● **Task brief**
Pick out the lines below that contain the string "this" and copy them all.

● **Task inputs**
· · · ·

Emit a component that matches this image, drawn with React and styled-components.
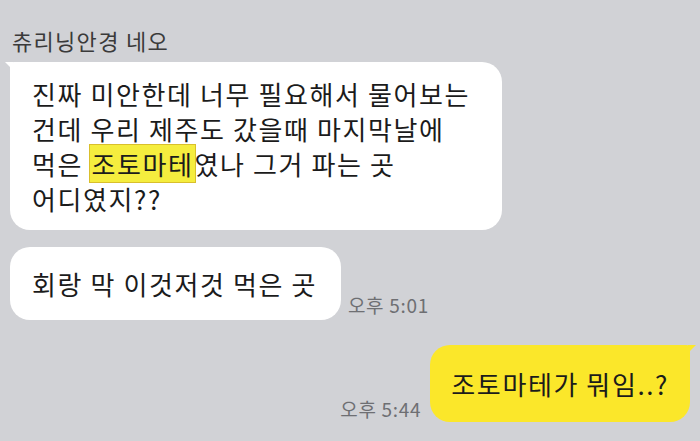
import React from "react";
import styled, { createGlobalStyle, css } from "styled-components";

const GlobalStyle = createGlobalStyle`
  html, body {
    margin: 0;
    padding: 0;
    background: #d1d2d6;
  }
  body {
    font-family: "Noto Sans CJK KR", "Noto Sans", sans-serif;
    color: #222;
  }
`;

const ChatRoom = styled.div`
  width: 700px;
  height: 441px;
  box-sizing: border-box;
  padding: 25px 10px 0 10px;
  display: flex;
  flex-direction: column;
  overflow: hidden;
`;

const SenderName = styled.div`
  font-size: 22px;
  line-height: 30px;
  letter-spacing: 1.3px;
  color: #3a3a3a;
  margin-left: 2px;
  margin-bottom: 7px;
`;

const Row = styled.div`
  display: flex;
  align-items: flex-end;
  gap: ${({ mine }) => (mine ? 9 : 7)}px;
  justify-content: ${({ mine }) => (mine ? "flex-end" : "flex-start")};
  margin-top: ${({ gap }) => gap || 0}px;
`;

const Bubble = styled.div`
  position: relative;
  box-sizing: border-box;
  font-size: 26px;
  line-height: 35px;
  letter-spacing: 1.6px;
  color: #1b1b1b;
  border-radius: 20px;
  padding: ${({ pad }) => pad || "17px 22px"};
  background: ${({ mine }) => (mine ? "#fbe72a" : "#ffffff")};

  ${({ tail, mine }) =>
    tail &&
    (mine
      ? css`
          border-top-right-radius: 4px;
          &::before {
            content: "";
            position: absolute;
            top: 0;
            right: -6px;
            border-top: 8px solid #fbe72a;
            border-right: 8px solid transparent;
          }
        `
      : css`
          border-top-left-radius: 4px;
          &::before {
            content: "";
            position: absolute;
            top: 0;
            left: -5px;
            border-top: 8px solid #ffffff;
            border-left: 8px solid transparent;
          }
        `)}
`;

const Mark = styled.span`
  background: #f5ed3e;
  outline: 1px solid #d9bf2c;
  padding: 0 1px;
`;

const Time = styled.div`
  font-size: 19px;
  line-height: 22px;
  letter-spacing: 0.7px;
  color: #6e6f73;
  padding-bottom: ${({ low }) => (low ? 2 : 4)}px;
  white-space: nowrap;
`;

export default function App() {
  return (
    <>
      <GlobalStyle />
      <ChatRoom>
        <SenderName>츄리닝안경 네오</SenderName>
        <Row>
          <Bubble tail pad="14px 32px 14px 22px">
            진짜 미안한데 너무 필요해서 물어보는
            <br />
            건데 우리 제주도 갔을때 마지막날에
            <br />
            먹은 <Mark>조토마테</Mark>였나 그거 파는 곳
            <br />
            어디였지??
          </Bubble>
        </Row>
        <Row gap={17}>
          <Bubble pad="19px 24px 19px 22px">회랑 막 이것저것 먹은 곳</Bubble>
          <Time>오후 5:01</Time>
        </Row>
        <Row mine gap={25}>
          <Time low>오후 5:44</Time>
          <Bubble mine tail pad="21px 21px">
            조토마테가 뭐임..?
          </Bubble>
        </Row>
      </ChatRoom>
    </>
  );
}
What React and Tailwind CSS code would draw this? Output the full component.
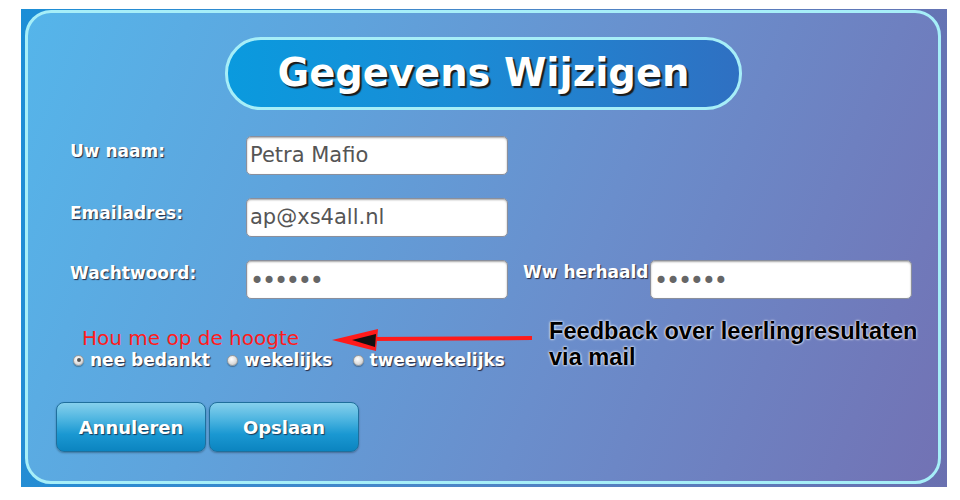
import React from "react";

const verdana = { fontFamily: '"DejaVu Sans", Verdana, sans-serif' };
const arial = { fontFamily: '"Liberation Sans", Arial, sans-serif' };

function Label({ children, className = "" }) {
  return (
    <div
      className={"text-[17px] font-bold leading-[20px] text-white [text-shadow:1px_1px_1px_#2a2a40] " + className}
      style={verdana}
    >
      {children}
    </div>
  );
}

function Input({ value, password, className = "" }) {
  return (
    <div
      className={
        "h-[39px] w-[262px] rounded-[5px] border border-[#8a8f9c] bg-white shadow-[inset_0_1px_2px_rgba(0,0,0,0.35)] flex items-center pl-[3px] text-[#555] " +
        className
      }
      style={verdana}
    >
      {password ? (
        <span className="text-[24px] leading-none tracking-[-2.2px] text-[#666] pt-[2px]">••••••</span>
      ) : (
        <span className="text-[21px] leading-none">{value}</span>
      )}
    </div>
  );
}

function Radio({ checked }) {
  return (
    <span className="relative inline-block h-[11px] w-[11px] rounded-full border border-[#9a9a9a] bg-[radial-gradient(circle_at_40%_35%,#ffffff_0%,#dcdcdc_60%,#b8b8b8_100%)] shadow-[0_1px_1px_rgba(0,0,0,0.3)]">
      {checked && (
        <span className="absolute left-[2.5px] top-[2.5px] h-[4px] w-[4px] rounded-full bg-[#555]" />
      )}
    </span>
  );
}

function Button({ children, className = "" }) {
  return (
    <div
      className={
        "flex h-[50px] w-[150px] items-center justify-center rounded-[8px] border border-[#1f6f9c] bg-[linear-gradient(180deg,#86d0ec_0%,#4cb4e0_35%,#1a98d2_65%,#0b84c0_100%)] text-[18px] font-bold text-white [text-shadow:1px_1px_1px_#1a3a5a] shadow-[0_1px_2px_rgba(0,0,0,0.3)] " +
        className
      }
      style={verdana}
    >
      {children}
    </div>
  );
}

export default function App() {
  return (
    <div className="h-[500px] w-[960px] bg-white pl-[21px] pt-[9px]">
      <div className="relative h-[478px] w-[926px] bg-[linear-gradient(100deg,#1c8ed6_0%,#4a86c8_50%,#6a70b0_100%)] pl-[4px] pt-[1px] pr-[6px] pb-[3px]">
        <div className="relative h-full w-full rounded-[26px] border-[3px] border-[#a6eef8] bg-[linear-gradient(112deg,#55b5ea_0%,#5fa3dc_30%,#6a8ecc_60%,#7272b4_100%)]">
          {/* Title */}
          <div className="ml-[197px] mt-[24px] flex h-[73px] w-[517px] items-center justify-center rounded-[36px] border-[3px] border-[#a6eef8] bg-[linear-gradient(90deg,#0a9ade_0%,#1a8cd6_45%,#2f70c2_100%)]">
            <span
              className="text-[38.5px] font-bold leading-none text-white [text-shadow:2px_2px_1px_#1a1a1a]"
              style={verdana}
            >
              Gegevens Wijzigen
            </span>
          </div>

          {/* Rows */}
          <div className="mt-[26px] ml-[42px] flex flex-col gap-[23px]">
            <div className="flex items-start">
              <Label className="w-[176px] pt-[5px]">Uw naam:</Label>
              <Input value="Petra Mafio" />
            </div>
            <div className="flex items-start">
              <Label className="w-[176px] pt-[5px]">Emailadres:</Label>
              <Input value="ap@xs4all.nl" />
            </div>
            <div className="flex items-start">
              <Label className="w-[176px] pt-[3px]">Wachtwoord:</Label>
              <Input password />
              <Label className="ml-[15px] w-[127px] pt-[2px]">Ww herhaald</Label>
              <Input password className="w-[261px]" />
            </div>
          </div>

          {/* Hou me op de hoogte */}
          <div
            className="mt-[28px] ml-[54px] text-[20px] leading-[22px] text-[#ff1c1c]"
            style={verdana}
          >
            Hou me op de hoogte
          </div>
          <div className="ml-[45px] flex items-center text-[17px] font-bold leading-[22px] text-white [text-shadow:1px_1px_1px_#2a2a40]" style={verdana}>
            <Radio checked />
            <span className="ml-[6px]">nee bedankt</span>
            <span className="ml-[17px]"><Radio /></span>
            <span className="ml-[6px]">wekelijks</span>
            <span className="ml-[20px]"><Radio /></span>
            <span className="ml-[6px]">tweewekelijks</span>
          </div>

          {/* Buttons */}
          <div className="mt-[31px] ml-[28px] flex gap-[3px]">
            <Button>Annuleren</Button>
            <Button>Opslaan</Button>
          </div>

          {/* Annotation arrow */}
          <svg
            className="absolute left-[302px] top-[313px]"
            width="204"
            height="28"
            viewBox="0 0 204 28"
          >
            <line x1="40" y1="13" x2="202" y2="12" stroke="#ff1a1a" strokeWidth="4" />
            <polygon points="2,14 48,3 46,25" fill="#ff1a1a" />
            <polygon points="22,14 46,8 45,21" fill="#111" />
          </svg>

          {/* Annotation text */}
          <div
            className="absolute left-[521px] top-[305px] text-[23.6px] font-bold leading-[26px] text-black [text-shadow:0_0_3px_#fff,0_0_2px_#fff]"
            style={arial}
          >
            Feedback over leerlingresultaten
            <br />
            via mail
          </div>
        </div>
      </div>
    </div>
  );
}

· · · ·

● **Solved problem**
Emit a component that matches this image, drawn with React and styled-components.
What React and Tailwind CSS code would draw this? Output the full component.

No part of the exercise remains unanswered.